EXERCISE REQUIREMENTS
Please print the lines between the one with "Clone this screenshot" and the one with "const [value, setValue] = useState('');", both ends included, exactly as written, with no pictures.

DATA TO PROCESS
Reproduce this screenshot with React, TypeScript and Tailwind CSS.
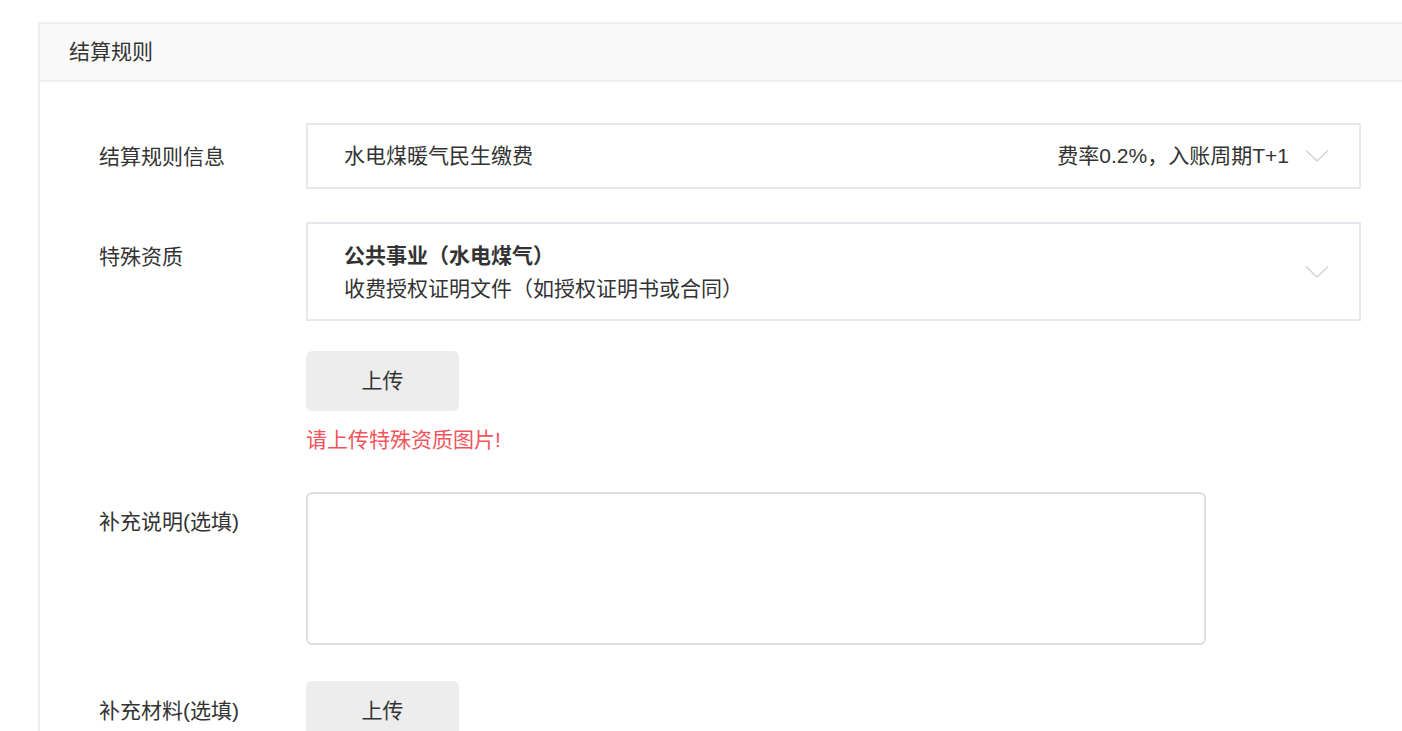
import { useState } from 'react'

const font = { fontFamily: '"Liberation Sans", "Noto Sans CJK SC", sans-serif' }

function Chevron() {
  return (
    <svg width="24" height="14" viewBox="0 0 24 14" fill="none" className="shrink-0">
      <path d="M1 1.5 L12 12 L23 1.5" stroke="#d4d4d4" strokeWidth="1.6" />
    </svg>
  )
}

function UploadButton() {
  return (
    <button
      type="button"
      className="h-[60px] w-[153px] rounded-[6px] bg-[#ededed] text-[21px] text-[#333]"
    >
      上传
    </button>
  )
}

export default function App() {
  const [note, setNote] = useState('')

  return (
    <div className="min-h-screen bg-white pl-[38px] pt-[22px] text-[#333]" style={font}>
      <div className="border-l-2 border-t-2 border-[#eeeeee]">
        <div className="flex h-[58px] items-center border-b-2 border-[#eeeeee] bg-[#f9f9f9] pl-[29px] text-[21px]">
          结算规则
        </div>

        <div className="pt-[41px] pb-10">
          {/* 结算规则信息 */}
          <div className="flex items-center">
            <div className="w-[266px] shrink-0 pl-[59px] pt-[2px] text-[21px] leading-[30px]">结算规则信息</div>
            <div className="flex h-[66px] w-[1055px] items-center justify-between border-2 border-[#e6e8ee] pl-[36px] pr-[30px] text-[21px] leading-[30px]">
              <span>水电煤暖气民生缴费</span>
              <div className="flex items-center gap-[16px]">
                <span>费率0.2%，入账周期T+1</span>
                <Chevron />
              </div>
            </div>
          </div>

          {/* 特殊资质 */}
          <div className="mt-[33px] flex">
            <div className="w-[266px] shrink-0 pl-[59px] pt-[20px] text-[21px] leading-[30px]">特殊资质</div>
            <div className="flex-1">
              <div className="flex h-[99px] w-[1055px] items-center justify-between border-2 border-[#e6e8ee] pl-[36px] pr-[30px]">
                <div className="flex flex-col text-[21px] leading-[33px]">
                  <span className="font-bold">公共事业（水电煤气）</span>
                  <span>收费授权证明文件（如授权证明书或合同）</span>
                </div>
                <Chevron />
              </div>
              <div className="mt-[30px]">
                <UploadButton />
              </div>
              <div className="mt-[14px] text-[21px] leading-[30px] text-[#f2545b]">请上传特殊资质图片!</div>
            </div>
          </div>

          {/* 补充说明 */}
          <div className="mt-[37px] flex">
            <div className="w-[266px] shrink-0 pl-[59px] pt-[15px] text-[21px] leading-[30px]">补充说明(选填)</div>
            <textarea
              value={note}
              onChange={(e) => setNote(e.target.value)}
              className="h-[153px] w-[900px] resize-none rounded-[6px] border-2 border-[#dedede] p-3 text-[21px] outline-none"
            />
          </div>

          {/* 补充材料 */}
          <div className="mt-[36px] flex items-center">
            <div className="w-[266px] shrink-0 pl-[59px] text-[21px] leading-[30px]">补充材料(选填)</div>
            <UploadButton />
          </div>
        </div>
      </div>
    </div>
  )
}
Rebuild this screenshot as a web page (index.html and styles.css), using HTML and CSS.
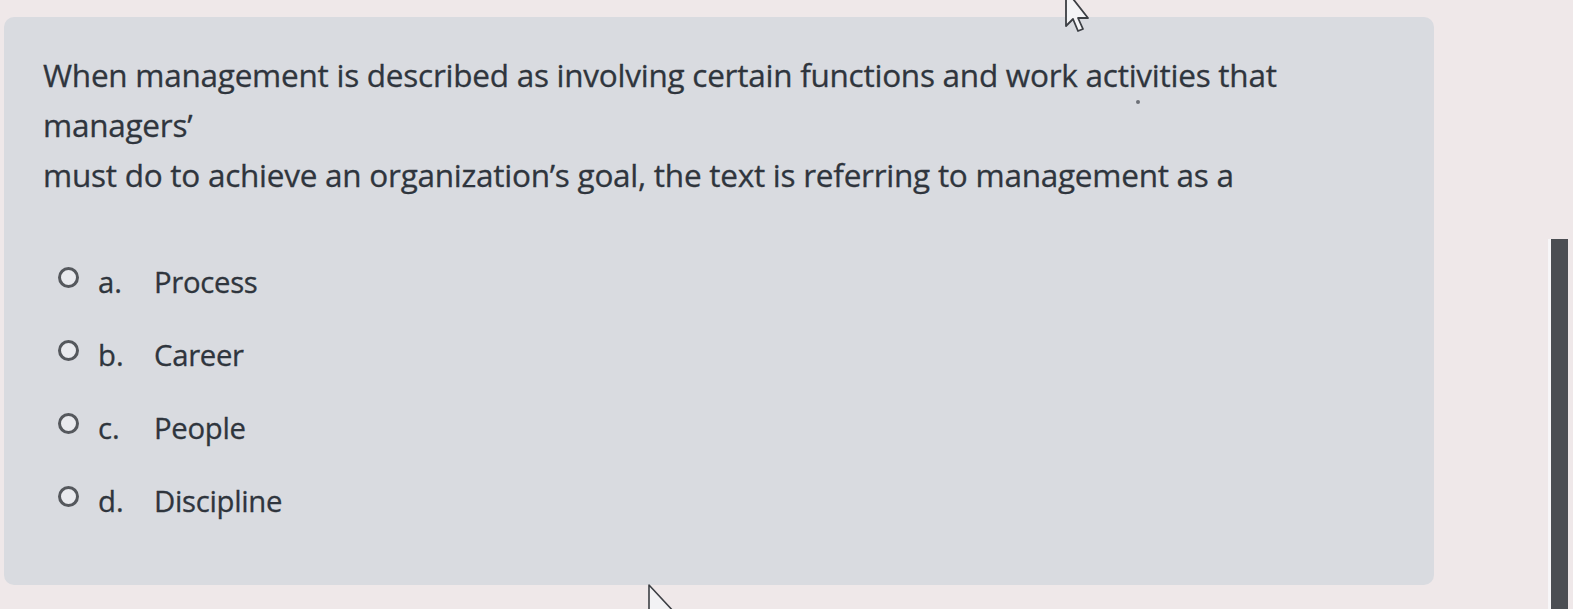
FILE: index.html
```html
<!DOCTYPE html>
<html>
<head>
<meta charset="utf-8">
<link rel="stylesheet" href="styles.css">
</head>
<body>
<div class="screen">
  <div class="panel">
    <p class="question">When management is described as involving certain functions and work activities that managers&#8217;<br>must do to achieve an organization&#8217;s goal, the text is referring to management as a</p>
    <div class="answers">
      <label class="option"><span class="radio"></span><span class="letter">a.</span><span class="label">Process</span></label>
      <label class="option"><span class="radio"></span><span class="letter">b.</span><span class="label">Career</span></label>
      <label class="option"><span class="radio"></span><span class="letter">c.</span><span class="label">People</span></label>
      <label class="option"><span class="radio"></span><span class="letter">d.</span><span class="label">Discipline</span></label>
    </div>
  </div>
  <div class="scroll-track"><div class="scroll-thumb"></div></div>
</div>
<svg class="cursor cursor-top" width="28" height="36" viewBox="0 0 28 36"><path d="M3 -10 L3 26 L10 19 L15 31 L20 29 L15 18 L25 18 Z" fill="#f4f4f6" stroke="#3c3f44" stroke-width="1.8" stroke-linejoin="round"/></svg>
<svg class="cursor cursor-bottom" width="40" height="30" viewBox="0 0 40 30"><path d="M2 2 L2 40 L10 32 L16 44 L21 42 L15 30 L28 30 Z" fill="#f2f2f4" stroke="#3c3f44" stroke-width="1.6" stroke-linejoin="round"/></svg>
<span class="speck"></span>
</body>
</html>
```

FILE: styles.css
```css
html, body {
  margin: 0;
  padding: 0;
}
body {
  width: 1573px;
  height: 609px;
  overflow: hidden;
  background: #efe8e9;
  font-family: "Open Sans", "Noto Sans", sans-serif;
  color: #2f353d;
  position: relative;
}
.screen {
  display: flex;
  align-items: flex-start;
  height: 609px;
}
.panel {
  margin-top: 17px;
  margin-left: 4px;
  width: 1430px;
  height: 568px;
  background: #d9dbe0;
  border-radius: 10px;
  padding: 33px 0 0 39px;
  box-sizing: border-box;
}
.question {
  margin: 0;
  width: 1330px;
  font-size: 31.5px;
  font-weight: 500;
  line-height: 50px;
  letter-spacing: -0.25px;
  -webkit-text-stroke: 0.3px #2f353d;
}
.answers {
  display: flex;
  flex-direction: column;
  margin-top: 62px;
  padding-left: 16px;
  gap: 33px;
}
.option {
  display: flex;
  align-items: center;
  height: 40px;
  font-size: 29.3px;
  font-weight: 500;
  -webkit-text-stroke: 0.3px #2f353d;
}
.radio {
  width: 15px;
  height: 15px;
  border: 3.5px solid #55585d;
  border-radius: 50%;
  background: #e9eaee;
  margin-top: -10px;
  margin-left: -1px;
}
.letter {
  width: 56px;
  margin-left: 19px;
}
.label {
  letter-spacing: -0.3px;
}
.scroll-track {
  margin-left: 114px;
  margin-top: 239px;
  width: 20px;
  height: 370px;
  display: flex;
}
.scroll-thumb {
  width: 17px;
  height: 100%;
  background: #4b4e53;
  border-left: 3px solid #f7f6f8;
}
.cursor {
  position: absolute;
}
.cursor-top {
  left: 1063px;
  top: 0;
}
.cursor-bottom {
  left: 647px;
  top: 583px;
}
.speck {
  position: absolute;
  left: 1136px;
  top: 100px;
  width: 4px;
  height: 4px;
  border-radius: 50%;
  background: #6d7077;
}
```
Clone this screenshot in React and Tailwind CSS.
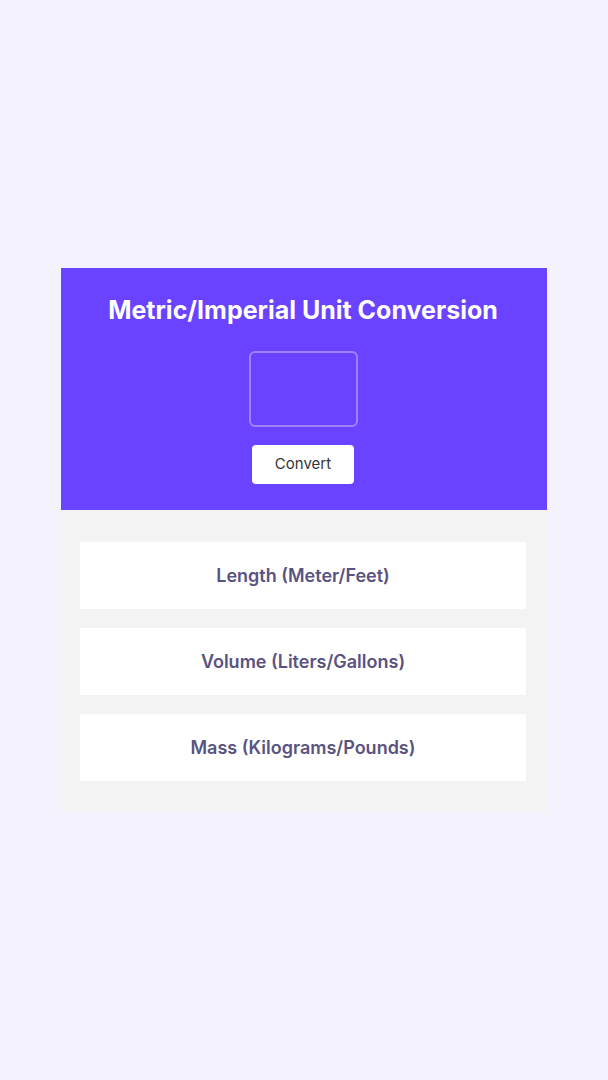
import React, { useState } from 'react';

const units = ['Length (Meter/Feet)', 'Volume (Liters/Gallons)', 'Mass (Kilograms/Pounds)'];

export default function App() {
  const [value, setValue] = useState('');

  return (
    <div className="min-h-screen w-full bg-[#F4F2FD] flex items-center justify-center" style={{ fontFamily: 'Inter, "Liberation Sans", sans-serif' }}>
      <div className="w-[486px] flex flex-col">
        {/* header */}
        <div className="bg-[#6943FF] flex flex-col items-center pt-[26px] pb-[26px] pr-[2px]">
          <h1 className="text-white text-[25px] leading-[32px] font-bold">Metric/Imperial Unit Conversion</h1>
          <input
            type="text"
            value={value}
            onChange={(e) => setValue(e.target.value)}
            className="mt-[25px] w-[109px] h-[76px] bg-transparent border-2 border-white/35 rounded-md text-white text-center text-4xl font-bold outline-none"
          />
          <button className="mt-[18px] w-[102px] h-[39px] bg-white rounded text-[15px] text-[#353535]">Convert</button>
        </div>

        {/* results */}
        <div className="bg-[#F3F3F3] pl-[19px] pr-[21px] pt-[32px] pb-[31px] flex flex-col gap-[19px]">
          {units.map((u) => (
            <div key={u} className="bg-white h-[67px] flex items-center justify-center">
              <span className="text-[18px] font-semibold text-[#5A5380]">{u}</span>
            </div>
          ))}
        </div>
      </div>
    </div>
  );
}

OUTPUT OF THE EXERCISE
Clone this screenshot in React and Tailwind CSS.
import React, { useState } from 'react';

const units = ['Length (Meter/Feet)', 'Volume (Liters/Gallons)', 'Mass (Kilograms/Pounds)'];

export default function App() {
  const [value, setValue] = useState('');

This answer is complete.